Aquí estamos de paso

Sobre la impostura

Tengo la impresión de que darle algo más de verdad al deseo de felicidad ajena, buscar la forma de dar sin esperar recompensa, es uno de los placeres más íntimos que podemos experimentar

Hoy es el día. Anoche cenamos con la familia, hoy volveremos al encuentro en torno a una mesa y nos felicitaremos y desearemos al próximo que el año que va a entrar sea propicio y, a ser posible, mejor que el que despedimos. Hay una suerte de embriaguez colectiva y celebrada de buenos deseos que se transmiten como corriente eléctrica en todas las direcciones posibles y con vocación de ida y vuelta. Y es grato. Y hasta enternece el modo en que los huraños se reblandecen y los blanditos se deshacen, y los jefes desean lo mejor a sus subordinados, y los cuñados enfundan los puñales y se dan la mano, y los alejados regresan y a veces hasta las parejas se reconcilian.

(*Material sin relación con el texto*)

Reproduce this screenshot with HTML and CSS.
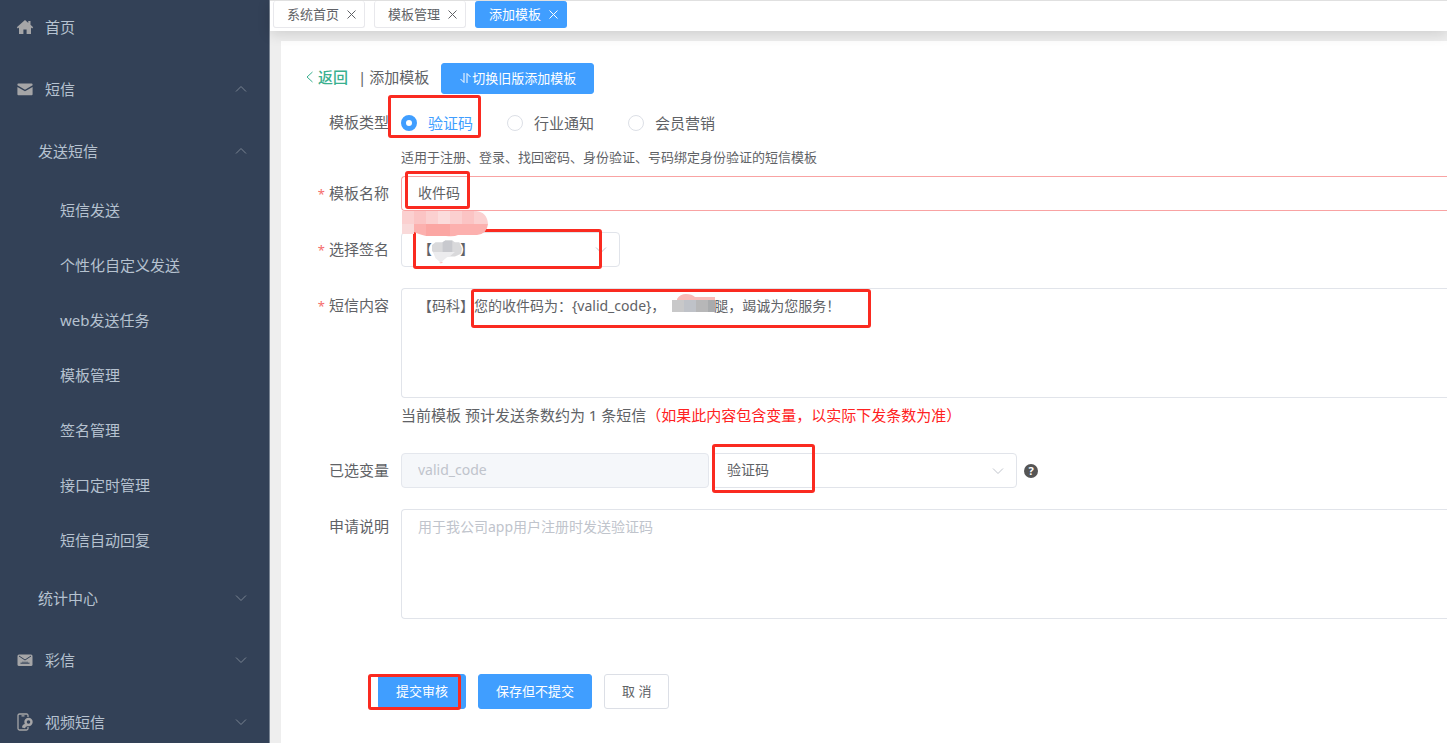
FILE: index.html
```html
<!DOCTYPE html>
<html lang="zh-CN">
<head>
<meta charset="utf-8">
<title>添加模板</title>
<link rel="stylesheet" href="styles.css">
</head>
<body>
<div class="app">
  <nav class="sidebar">
    <ul class="menu">
      <li><a class="item" href="#">
        <svg class="icon" viewBox="0 0 18 18"><path fill="currentColor" d="M9 2 .8 9.2l1.1 1.2L3 9.5V16h4.4v-4.6h3.2V16H15V9.5l1.1.9 1.1-1.2-2.7-2.4V3h-2.2v1.9z"/></svg>
        <span>首页</span></a></li>
      <li><a class="item" href="#">
        <svg class="icon" viewBox="0 0 18 18"><path fill="currentColor" d="M2.4 3.5h13.2q1 0 1 1v.8L9 9.8 1.400 5.300v-.8q0-1 1-1zM1.400 7 9 11.300 16.600 7v7.300q0 1-1 1H2.400q-1 0-1-1z"/></svg>
        <span>短信</span>
        <svg class="chevron" viewBox="0 0 12 8"><path d="M1 6.500 6 1.500l5 5"/></svg></a>
        <ul class="menu">
          <li><a class="item item-group" href="#"><span>发送短信</span>
            <svg class="chevron" viewBox="0 0 12 8"><path d="M1 6.500 6 1.500l5 5"/></svg></a>
            <ul class="menu">
              <li><a class="item item-leaf" href="#">短信发送</a></li>
              <li><a class="item item-leaf" href="#">个性化自定义发送</a></li>
              <li><a class="item item-leaf" href="#">web发送任务</a></li>
              <li><a class="item item-leaf" href="#">模板管理</a></li>
              <li><a class="item item-leaf" href="#">签名管理</a></li>
              <li><a class="item item-leaf" href="#">接口定时管理</a></li>
              <li><a class="item item-leaf" href="#">短信自动回复</a></li>
            </ul>
          </li>
          <li><a class="item item-group" href="#"><span>统计中心</span>
            <svg class="chevron" viewBox="0 0 12 8"><path d="m1 1.500 5 5 5-5"/></svg></a></li>
        </ul>
      </li>
      <li><a class="item" href="#">
        <svg class="icon" viewBox="0 0 18 18"><rect x="1.500" y="3.500" width="15" height="11.500" rx="1.500" fill="currentColor"/><path d="m3 5 6 4 6-4M4.500 12.200h9" fill="none" stroke="#334157" stroke-width="1"/><path d="M6 11.200h6" fill="none" stroke="#334157" stroke-width=".6"/></svg>
        <span>彩信</span>
        <svg class="chevron" viewBox="0 0 12 8"><path d="m1 1.500 5 5 5-5"/></svg></a></li>
      <li><a class="item" href="#">
        <svg class="icon" viewBox="0 0 18 18"><path d="M12 4V2.500q0-1.500-1.500-1.500H3.500Q2 1 2 2.500v13Q2 17 3.500 17h7q1.500 0 1.500-1.500V14M5.500 2.800h3" fill="none" stroke="currentColor" stroke-width="1.300"/><circle cx="12.500" cy="9" r="3" fill="none" stroke="currentColor" stroke-width="2.400"/><path d="M6 14.500q0-3 3.500-3.800l2 2.500q-2 .2-2.500 2z" fill="currentColor"/></svg>
        <span>视频短信</span>
        <svg class="chevron" viewBox="0 0 12 8"><path d="m1 1.500 5 5 5-5"/></svg></a></li>
    </ul>
  </nav>

  <div class="main">
    <header class="tabs">
      <a class="tab" href="#">系统首页<svg class="close" viewBox="0 0 9 9"><path d="m.5.5 8 8m0-8-8 8"/></svg></a>
      <a class="tab" href="#">模板管理<svg class="close" viewBox="0 0 9 9"><path d="m.5.5 8 8m0-8-8 8"/></svg></a>
      <a class="tab tab-active" href="#">添加模板<svg class="close" viewBox="0 0 9 9"><path d="m.5.5 8 8m0-8-8 8"/></svg></a>
    </header>

    <main class="card">
      <div class="head">
        <a class="back" href="#"><svg class="back-arrow" viewBox="0 0 8 12"><path d="M7 1 1.500 6 7 11"/></svg>返回</a>
        <h1 class="title"><span>|</span><span>添加模板</span></h1>
        <button class="btn btn-primary btn-switch" type="button"><svg class="switch-icon" viewBox="0 0 12 12"><path d="M4.500 1v9.500L1 7M7.500 11V1.500L11 5"/></svg>切换旧版添加模板</button>
      </div>

      <form class="form">
        <div class="row row-type">
          <span class="label" id="type-label">模板类型</span>
          <div class="radios" role="radiogroup" aria-labelledby="type-label">
            <label class="radio"><input type="radio" name="type" checked><span>验证码</span><i class="mark mark-type"></i></label>
            <label class="radio"><input type="radio" name="type"><span>行业通知</span></label>
            <label class="radio"><input type="radio" name="type"><span>会员营销</span></label>
          </div>
        </div>
        <p class="tip">适用于注册、登录、找回密码、身份验证、号码绑定身份验证的短信模板</p>

        <div class="row row-name">
          <label class="label required" for="name">模板名称</label>
          <div class="field">
            <input class="control control-error" id="name" type="text" value="收件码">
            <svg class="mosaic mosaic-error" viewBox="0 0 86 27">
              <path fill="#fbd0d0" d="M0 1h74q11 1 12 13H0z"/><path fill="#f9dada" d="M0 14h12v10H0z"/>
              <path fill="#fcb0ae" d="M12 14h74q-1 10-11 11H56q-4 2-12 1H24q-8-2-12-4z"/>
              <path fill="#fbc4c4" d="M12 1h12v13H12zM60 1h12v13H60z"/><path fill="#fbdcdc" d="M36 1h12v13H36z"/><path fill="#fba6a3" d="M24 14h24v12H24z"/>
            </svg>
            <i class="mark mark-name"></i>
          </div>
        </div>

        <div class="row">
          <label class="label required" for="sign">选择签名</label>
          <div class="field field-select field-sign">
            <select class="control" id="sign"><option>【　　】</option></select>
            <svg class="arrow" viewBox="0 0 12 8"><path d="m1 1.500 5 5 5-5"/></svg>
            <svg class="mosaic mosaic-sign" viewBox="0 0 34 26">
              <path fill="#d9d9db" d="m0 5 4-3h8l3-2h8l3 2h5l3 7-1 6-7 3H6L0 12z"/><path fill="#c8c9ce" d="M12 2 15 0h8v13H12z"/>
              <path fill="#ececee" d="M1 13h25l-6 5-3 1-7 6-6-5z"/><path fill="#f3b9b5" d="m8 24 2 1 2-1v1l-2 1z"/>
            </svg>
            <i class="mark mark-sign"></i>
          </div>
        </div>

        <div class="row">
          <label class="label required" for="content">短信内容</label>
          <div class="field">
            <textarea class="control area" id="content">【码科】您的收件码为：{valid_code}，　　　　腿，竭诚为您服务！</textarea>
            <svg class="mosaic mosaic-content" viewBox="0 0 44 19">
              <path fill="#f7bdba" d="M5 5q3-5 9-5t9 3h20v3H5z"/><path fill="#c8c8c9" d="M0 6h12v12H0z"/><path fill="#bfc2c8" d="M12 6h12v12H12z"/><path fill="#b7b7b8" d="M24 6h12v12H24z"/><path fill="#a9abad" d="M36 6h7v12h-7z"/>
            </svg>
            <i class="mark mark-content"></i>
          </div>
        </div>
        <p class="count">当前模板 预计发送条数约为 1 条短信<span class="warn">（如果此内容包含变量，以实际下发条数为准）</span></p>

        <div class="row row-var">
          <label class="label" for="var-type">已选变量</label>
          <div class="var-group">
            <input class="control var-name" type="text" value="valid_code" aria-label="变量名" disabled>
            <div class="field field-select field-var">
              <select class="control" id="var-type"><option>验证码</option></select>
              <svg class="arrow" viewBox="0 0 12 8"><path d="m1 1.500 5 5 5-5"/></svg>
              <i class="mark mark-var"></i>
            </div>
            <span class="help">?</span>
          </div>
        </div>

        <div class="row">
          <label class="label" for="remark">申请说明</label>
          <div class="field"><textarea class="control area area-remark" id="remark" placeholder="用于我公司app用户注册时发送验证码"></textarea></div>
        </div>

        <div class="actions">
          <div class="submit"><button class="btn btn-primary" type="button">提交审核</button><i class="mark mark-submit"></i></div>
          <button class="btn btn-primary" type="button">保存但不提交</button>
          <button class="btn" type="button">取 消</button>
        </div>
      </form>
    </main>
  </div>
</div>
</body>
</html>
```
FILE: styles.css
```css
* { box-sizing: border-box; }

body {
  margin: 0;
  overflow: hidden;
  background: #eee;
  color: #606266;
  font: 15px/20px "Noto Sans", "Noto Sans CJK SC", sans-serif;
}

a { color: inherit; text-decoration: none; }
button, input, select, textarea { font-family: inherit; }

.app { display: flex; height: 100vh; overflow: hidden; }

/* Sidebar */
.sidebar {
  flex: none;
  width: 270px;
  background: #334157;
  border-right: 1px solid #7a8594;
  color: #b6c2d0;
  overflow: hidden;
}
.menu { list-style: none; margin: 0; padding: 0; }
.sidebar > .menu { margin-top: -4px; }
.item {
  display: flex;
  align-items: center;
  height: 62px;
  padding: 0 22px 0 16px;
}
.item-group { padding-left: 38px; }
.item-leaf { height: 55px; padding-left: 60px; }
.icon { width: 18px; height: 18px; margin-right: 11px; color: #a5a5a7; }
.chevron {
  width: 12px;
  height: 8px;
  margin-left: auto;
  fill: none;
  stroke: #7a8492;
  stroke-width: 1;
}

/* Tabs */
.main { flex: 1; min-width: 0; display: flex; flex-direction: column; }
.tabs {
  position: relative;
  display: flex;
  gap: 9px;
  height: 31px;
  padding: 0 3px 3px;
  background: #fff;
  border-top: 1px solid #e0e0e0;
  box-shadow: 0 3px 14px rgba(0, 0, 0, .14);
}
.tab {
  display: flex;
  align-items: center;
  gap: 8px;
  padding: 0 8px 0 13px;
  border: 1px solid #e8e8ec;
  border-top: 0;
  border-radius: 3px;
  font-size: 13px;
}
.tab-active { background: #409eff; border-color: #409eff; color: #fff; }
.close { width: 9px; height: 9px; fill: none; stroke: currentColor; stroke-width: 1; }

/* Card */
.card {
  flex: 1;
  margin: 10px 0 0 11px;
  padding: 22px 0 0 24px;
  background: #fff;
}
.head { display: flex; align-items: center; height: 31px; line-height: 28px; }
.back, .title { height: 31px; }
.back { display: flex; align-items: center; gap: 4px; padding-bottom: 3px; color: #39b08f; font-weight: 500; }
.back-arrow { width: 9px; height: 12px; fill: none; stroke: currentColor; stroke-width: 1; }
.title { display: flex; gap: 3px; margin: 0 12px 0 10px; font-size: 15px; font-weight: 400; }

.btn {
  height: 35px;
  padding: 0 17px 2px;
  border: 1px solid #dcdfe6;
  border-radius: 3px;
  background: #fff;
  color: #606266;
  font-size: 13px;
}
.btn-primary { background: #409eff; border-color: #409eff; color: #fff; }
.btn-switch { display: flex; align-items: center; height: 31px; }
.switch-icon { width: 13px; height: 12px; fill: none; stroke: currentColor; stroke-width: 1; }

/* Form */
.form { margin: 0; }
.row {
  display: grid;
  grid-template-columns: 84px minmax(0, 1fr);
  column-gap: 12px;
  margin-top: 21px;
}
.label { height: 35px; text-align: right; line-height: 34px; white-space: nowrap; }
.required::before { content: "*"; margin-right: 4px; color: #f56c6c; font-size: 13px; }

.row-type { margin-top: 14px; height: 30px; }
.row-type .label { height: 30px; line-height: 29px; }
.radios { display: flex; gap: 34px; height: 30px; }
.radio { position: relative; display: flex; align-items: center; gap: 11px; }
.radio input {
  appearance: none;
  width: 16px;
  height: 16px;
  margin: 0;
  border: 1px solid #dcdfe6;
  border-radius: 50%;
  background: #fff;
}
.radio input:checked { border: 5px solid #409eff; }
.radio input:checked + span { color: #409eff; }

.tip { margin: 9px 0 0 96px; font-size: 13px; }
.row-name { margin-top: 9px; }

.field { position: relative; display: flex; }
.control {
  width: 100%;
  height: 35px;
  padding: 0 16px 3px;
  border: 1px solid #e1e4ea;
  border-radius: 4px;
  outline: 0;
  background: #fff;
  color: #606266;
  font-size: 14px;
  appearance: none;
}
.field > input.control, .field > .area { border-right: 0; border-radius: 4px 0 0 4px; }
.control-error { border-color: #f9a3a3; }
.area { height: 110px; padding-top: 7px; line-height: 20px; resize: none; }
.area::placeholder { color: #c0c4cc; }
.field-sign { width: 219px; }
.arrow {
  position: absolute;
  top: 14px;
  right: 13px;
  width: 12px;
  height: 8px;
  fill: none;
  stroke: #c0c4cc;
}

.count { margin: 7px 0 0 96px; }
.warn { color: #f22; }

.row-var { margin-top: 28px; }
.var-group { display: flex; align-items: center; }
.var-name { width: 308px; margin-right: 3px; }
.var-name:disabled { background: #f5f7fa; border-color: #e4e7ed; color: #c0c4cc; }
.field-var { width: 305px; }
.field-var .control { padding-left: 14px; }
.help {
  width: 14px;
  height: 14px;
  margin-left: 7px;
  border-radius: 50%;
  background: #555;
  color: #fff;
  font-size: 11px;
  font-weight: 700;
  line-height: 14px;
  text-align: center;
}

.actions { display: flex; gap: 12px; margin: 55px 0 0 73px; }
.submit { position: relative; }

/* Annotations laid over the form */
.mark {
  position: absolute;
  border: 3px solid #fa2a20;
  border-radius: 3px;
  pointer-events: none;
}
.mark-type { top: -13px; left: -13px; width: 93px; height: 43px; }
.mark-name { top: -5px; left: 4px; width: 65px; height: 38px; }
.mark-sign { top: -3px; left: 12px; width: 189px; height: 40px; }
.mark-content { top: 1px; left: 70px; width: 400px; height: 39px; }
.mark-var { top: -9px; left: 0; width: 103px; height: 49px; }
.mark-submit { top: 0; left: -10px; width: 93px; height: 36px; }
.mosaic { position: absolute; }
.mosaic-error { top: 34px; left: 1px; width: 86px; height: 27px; z-index: 1; }
.mosaic-sign { top: 7px; left: 31px; width: 30px; height: 26px; }
.mosaic-content { top: 6px; left: 271px; width: 44px; height: 19px; }
```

La impostura evidente de toda esta liturgia se diluye en el hecho incontestable de que el personal se transmite buenos deseos aunque no se soporte, y eso ya es algo digno de aplauso, y la singular circunstancia de que mucho de este juego de toma y daca de bonhomía temporal, tiene también que ver con la construcción de un ambiente y, por ser fieles al tiempo presente, un relato que se dibuja y escribe sobre todo para el público infantil. Hay un recuerdo de ilusión que casi todos guardamos en algún rincón de la memoria, cuando creíamos que los reyes eran ellos mismos y el carbón un castigo. Con el tiempo descubrimos los límites de la monarquía y el valor energético de la brillante piedra negra, pero hasta entonces las navidades eran una fiesta, desde la Nochebuena hasta el día después de Reyes. Hoy lo seguimos celebrando. Quizá la mayoría lejos de la verdad original, religiosa y de gratitud, de lo que estos días se conmemora, pero participando casi todos en una atmósfera única de este tiempo.

Casi todos. Porque bajo la enagua de esta ceremonia de abrigo y encuentro, hay también una corriente de frustración, de dolor inevitable, de sentimiento de marginalidad entre quienes asisten al espectáculo sin poder formar parte de él. Cuantas más luces, villancicos y deseos de felicidad, más bruma, más silencio y más amargura para quienes la pobreza o la soledad no permite participar en la fiesta. Conviene que de una u otra forma los tengamos también presentes. No sé cómo, francamente: recuerdo con pavor aquella miseria de supuesta caridad que proponía sentar a un pobre a su mesa. Pero acaso no fuera mala cosa que al brindar con los mejores deseos, que al escribirnos los propósitos de año nuevo, tuviéramos en cuenta lo que hemos hecho, hacemos y podemos hacer por aliviar el sufrimiento de los demás. Empezando, quizá, por no engañarnos, por no esperar de nosotros y los más cercanos más de lo que somos y podemos dar. Y si es posible, siguiendo por mirar alrededor para ver qué se nos presenta como posibilidad de hacer algo por otros. Quién sabe si hasta renunciar a algo por otros.

No se trata de amargar fiestas ni apelar a una inexistente vocación general de misionero o médico sin fronteras, pero tengo la impresión de que darle algo más de verdad al deseo de felicidad ajena, buscar la forma de dar sin esperar recompensa, es uno de los placeres más íntimos que podemos experimentar. Siempre es bueno planteárselo. Hacerlo ahora contribuiría a que la impostura lo fuera un poco menos.